Loyola Volunteer Program (Jersey City, NJ)
Students joining Loyola Volunteers agree serve two hours per week for a semester at a local nonprofit agency or work on various projects during the semester for a minimum of 30 hours. There is an application process that includes participation in a monthly reflection group and attending one Community Service retreat each year.
Marquette Action Program(MAP) (Milwaukee, WI)
The Marquette Action Program (M.A.P.) offers the chance to work and interact with people all over the United States. Different sites offer students an opportunity to live and learn from people of different backgrounds. The trips expose you to aspects of poverty, racism and the lives of the disabled in our society.
M.A.P. trips are worthwhile for many reasons: you contribute to the community in which you work, are exposed to different social, cultural and economic situations in our society, grow in awareness of justice issues, learn how service organizations work to make a difference, meet and interact with new people, and have time to reflect upon how the experience relates to you personally and your faith.
Marywood's South American Service Program (Scranton, PA)
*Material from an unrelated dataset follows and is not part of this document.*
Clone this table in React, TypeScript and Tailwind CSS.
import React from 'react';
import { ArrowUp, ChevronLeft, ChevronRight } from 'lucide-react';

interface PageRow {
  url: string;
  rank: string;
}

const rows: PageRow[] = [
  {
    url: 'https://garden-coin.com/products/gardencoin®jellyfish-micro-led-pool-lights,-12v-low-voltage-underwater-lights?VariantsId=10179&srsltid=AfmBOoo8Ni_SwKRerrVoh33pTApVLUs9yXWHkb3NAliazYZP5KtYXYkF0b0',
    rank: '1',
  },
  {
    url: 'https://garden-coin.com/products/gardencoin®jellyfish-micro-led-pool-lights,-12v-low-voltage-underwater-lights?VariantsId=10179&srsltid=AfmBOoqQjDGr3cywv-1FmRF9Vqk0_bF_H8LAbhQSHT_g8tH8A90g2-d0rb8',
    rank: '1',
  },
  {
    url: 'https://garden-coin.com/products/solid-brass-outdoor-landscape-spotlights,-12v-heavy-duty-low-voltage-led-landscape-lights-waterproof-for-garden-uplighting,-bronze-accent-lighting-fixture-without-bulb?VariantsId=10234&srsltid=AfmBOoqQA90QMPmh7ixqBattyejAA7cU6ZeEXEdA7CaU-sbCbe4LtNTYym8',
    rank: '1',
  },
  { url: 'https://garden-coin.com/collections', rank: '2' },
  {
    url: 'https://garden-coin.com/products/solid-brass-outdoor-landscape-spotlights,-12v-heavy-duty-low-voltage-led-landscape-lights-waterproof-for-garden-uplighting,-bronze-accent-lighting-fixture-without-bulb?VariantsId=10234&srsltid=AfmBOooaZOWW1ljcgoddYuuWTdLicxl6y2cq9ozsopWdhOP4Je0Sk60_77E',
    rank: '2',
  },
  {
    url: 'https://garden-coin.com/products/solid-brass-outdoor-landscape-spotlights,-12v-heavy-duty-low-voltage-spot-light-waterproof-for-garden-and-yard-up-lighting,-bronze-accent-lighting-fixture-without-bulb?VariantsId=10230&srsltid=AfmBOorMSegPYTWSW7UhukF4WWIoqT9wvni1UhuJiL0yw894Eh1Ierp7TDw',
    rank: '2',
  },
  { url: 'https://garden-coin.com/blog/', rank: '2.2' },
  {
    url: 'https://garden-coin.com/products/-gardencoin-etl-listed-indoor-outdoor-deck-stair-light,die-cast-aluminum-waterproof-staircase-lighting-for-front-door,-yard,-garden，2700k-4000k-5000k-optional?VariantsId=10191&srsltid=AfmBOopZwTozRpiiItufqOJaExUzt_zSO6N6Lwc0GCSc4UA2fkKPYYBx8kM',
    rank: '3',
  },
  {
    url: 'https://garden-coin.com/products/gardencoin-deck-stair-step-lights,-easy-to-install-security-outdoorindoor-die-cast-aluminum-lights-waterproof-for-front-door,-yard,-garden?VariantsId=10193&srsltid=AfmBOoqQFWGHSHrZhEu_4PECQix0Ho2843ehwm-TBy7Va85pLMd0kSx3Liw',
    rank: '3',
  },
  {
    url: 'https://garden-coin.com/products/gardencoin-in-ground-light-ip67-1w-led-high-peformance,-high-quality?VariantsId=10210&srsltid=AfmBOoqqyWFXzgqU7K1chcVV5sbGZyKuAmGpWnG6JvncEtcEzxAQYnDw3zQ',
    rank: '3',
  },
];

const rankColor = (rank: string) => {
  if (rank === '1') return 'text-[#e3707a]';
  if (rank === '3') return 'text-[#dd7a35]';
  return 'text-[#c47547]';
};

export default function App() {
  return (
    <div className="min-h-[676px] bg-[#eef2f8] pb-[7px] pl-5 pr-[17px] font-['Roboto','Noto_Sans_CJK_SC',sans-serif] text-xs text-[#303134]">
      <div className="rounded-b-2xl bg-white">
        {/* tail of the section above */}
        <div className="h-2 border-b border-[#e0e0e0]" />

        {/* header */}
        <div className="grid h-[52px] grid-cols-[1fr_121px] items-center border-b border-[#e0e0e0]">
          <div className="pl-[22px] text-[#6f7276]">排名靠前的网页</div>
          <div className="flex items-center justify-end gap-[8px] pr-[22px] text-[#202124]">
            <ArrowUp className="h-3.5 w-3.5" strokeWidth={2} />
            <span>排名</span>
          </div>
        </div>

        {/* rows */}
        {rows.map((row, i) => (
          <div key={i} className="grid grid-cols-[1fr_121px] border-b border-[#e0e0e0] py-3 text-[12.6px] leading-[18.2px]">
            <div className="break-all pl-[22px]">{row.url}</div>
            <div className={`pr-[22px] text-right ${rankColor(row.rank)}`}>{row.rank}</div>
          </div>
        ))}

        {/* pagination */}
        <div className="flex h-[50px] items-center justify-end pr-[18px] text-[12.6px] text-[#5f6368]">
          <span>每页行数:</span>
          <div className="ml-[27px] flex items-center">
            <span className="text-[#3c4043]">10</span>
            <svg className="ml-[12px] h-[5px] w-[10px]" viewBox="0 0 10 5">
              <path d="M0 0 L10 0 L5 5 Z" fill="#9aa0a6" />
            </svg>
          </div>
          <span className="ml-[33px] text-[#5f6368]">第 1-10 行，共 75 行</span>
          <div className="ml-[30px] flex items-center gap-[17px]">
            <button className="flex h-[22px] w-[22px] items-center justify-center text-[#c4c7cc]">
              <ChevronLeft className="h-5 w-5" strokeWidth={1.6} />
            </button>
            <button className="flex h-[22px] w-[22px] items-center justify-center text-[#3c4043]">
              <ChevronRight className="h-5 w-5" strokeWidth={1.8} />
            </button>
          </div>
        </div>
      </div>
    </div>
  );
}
University of Scranton students are eligible to participate in Marywood University's two-week service program during May or January working and living with the poor. The mission of the program responds to the message of the gospels to aid the poor, homeless and lonely. Student's travel to South America and participate in the following: aiding educational medical programs, building homes, and sharing faith with daily liturgy and prayer. The participants will live with and experience the Hispanic culture and people; hopefully gaining a richer understanding of their culture, faith, lives and hearts.
Mission Support (Tacoma, WA)
For many years St. Rita of Cascia Catholic Church has been supporting and communicating with the missions of Kasisi in Africa, St. Catherine's in Alaska, and the Swinomish Spirituality Center in LaConner, Wa.
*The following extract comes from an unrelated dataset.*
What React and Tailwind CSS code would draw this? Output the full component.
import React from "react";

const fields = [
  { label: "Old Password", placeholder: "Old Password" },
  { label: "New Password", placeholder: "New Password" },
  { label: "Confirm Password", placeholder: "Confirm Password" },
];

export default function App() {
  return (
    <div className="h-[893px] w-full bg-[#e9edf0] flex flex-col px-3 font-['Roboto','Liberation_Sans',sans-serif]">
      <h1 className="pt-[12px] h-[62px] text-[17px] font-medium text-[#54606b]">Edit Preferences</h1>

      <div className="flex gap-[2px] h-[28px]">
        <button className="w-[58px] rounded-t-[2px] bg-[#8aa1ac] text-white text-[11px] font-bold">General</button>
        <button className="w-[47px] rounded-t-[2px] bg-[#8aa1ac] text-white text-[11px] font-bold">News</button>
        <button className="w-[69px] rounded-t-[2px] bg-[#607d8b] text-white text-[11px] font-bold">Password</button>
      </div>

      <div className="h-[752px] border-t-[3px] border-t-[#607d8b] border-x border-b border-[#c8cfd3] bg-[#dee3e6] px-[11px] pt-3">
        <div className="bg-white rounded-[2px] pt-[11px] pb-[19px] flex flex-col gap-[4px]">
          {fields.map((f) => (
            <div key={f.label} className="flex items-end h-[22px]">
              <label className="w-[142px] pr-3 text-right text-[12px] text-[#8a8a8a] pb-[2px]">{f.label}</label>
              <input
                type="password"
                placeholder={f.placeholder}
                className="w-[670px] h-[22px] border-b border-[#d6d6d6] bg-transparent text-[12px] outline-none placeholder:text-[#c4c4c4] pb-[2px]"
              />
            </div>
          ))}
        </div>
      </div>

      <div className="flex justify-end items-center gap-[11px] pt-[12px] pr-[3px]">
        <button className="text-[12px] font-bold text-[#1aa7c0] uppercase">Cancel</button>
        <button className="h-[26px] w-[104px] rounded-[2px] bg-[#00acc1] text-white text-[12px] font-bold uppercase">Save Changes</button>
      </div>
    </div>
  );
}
Not simply an exchange of letters, this helps the community realize the values associated with being a Jesuit parish, such as a real concern for the well being of others and a spirituality that moves St. Rita's forward.
Office for International Programs, Grahamstown, South Africa (Chestnut Hill, MA)
Rhodes University: Semester or full-year program in Grahamstown for students across the disciplines. Excellent opportunities for service learning. Grahamstown offers excellent supervised community service opportunities. Under the dedicated leadership of BC’s on-site coordinator, Prof. Geoffrey Antrobus, students participate in customized service placements in local hospitals, shelters, day care centers, schools, soup kitchens, senior centers, and AIDS education projects.
Office for International Programs, Kuwait (Chestnut Hill, MA)
This course addresses the comparative and international politics of the Gulf States, with emphasis on Kuwait and Saudi Arabia. It analyzes state formation, state-society relations, democratization, the rise of Islamism and regime stability, foreign policies, regional politics, and the politics of OPEC and international oil markets. It also assesses the effects of oil on domestic politics and foreign policy, including the trade-offs of wealth for regional power and political continuity. Finally, it highlights pressures for political liberalization and growth in civil society. Students will visit sites of political, religious, and historical significance throughout Kuwait and the Gulf, attend presentations at the National Assembly and Ministry of Foreign Affairs, and take part in joint sessions with English-speaking Kuwaiti students of the same age.
Office for International Programs, Morocco (Chestnut Hill, MA)
Semester or full-year program in Ifrane at a small, prestigious institution with an English-language curriculum. Courses in business, management, the humanities, including Islamic Studies, Arabic language, and across the disciplines. Opportunities for service and volunteer work. Multilingual environment.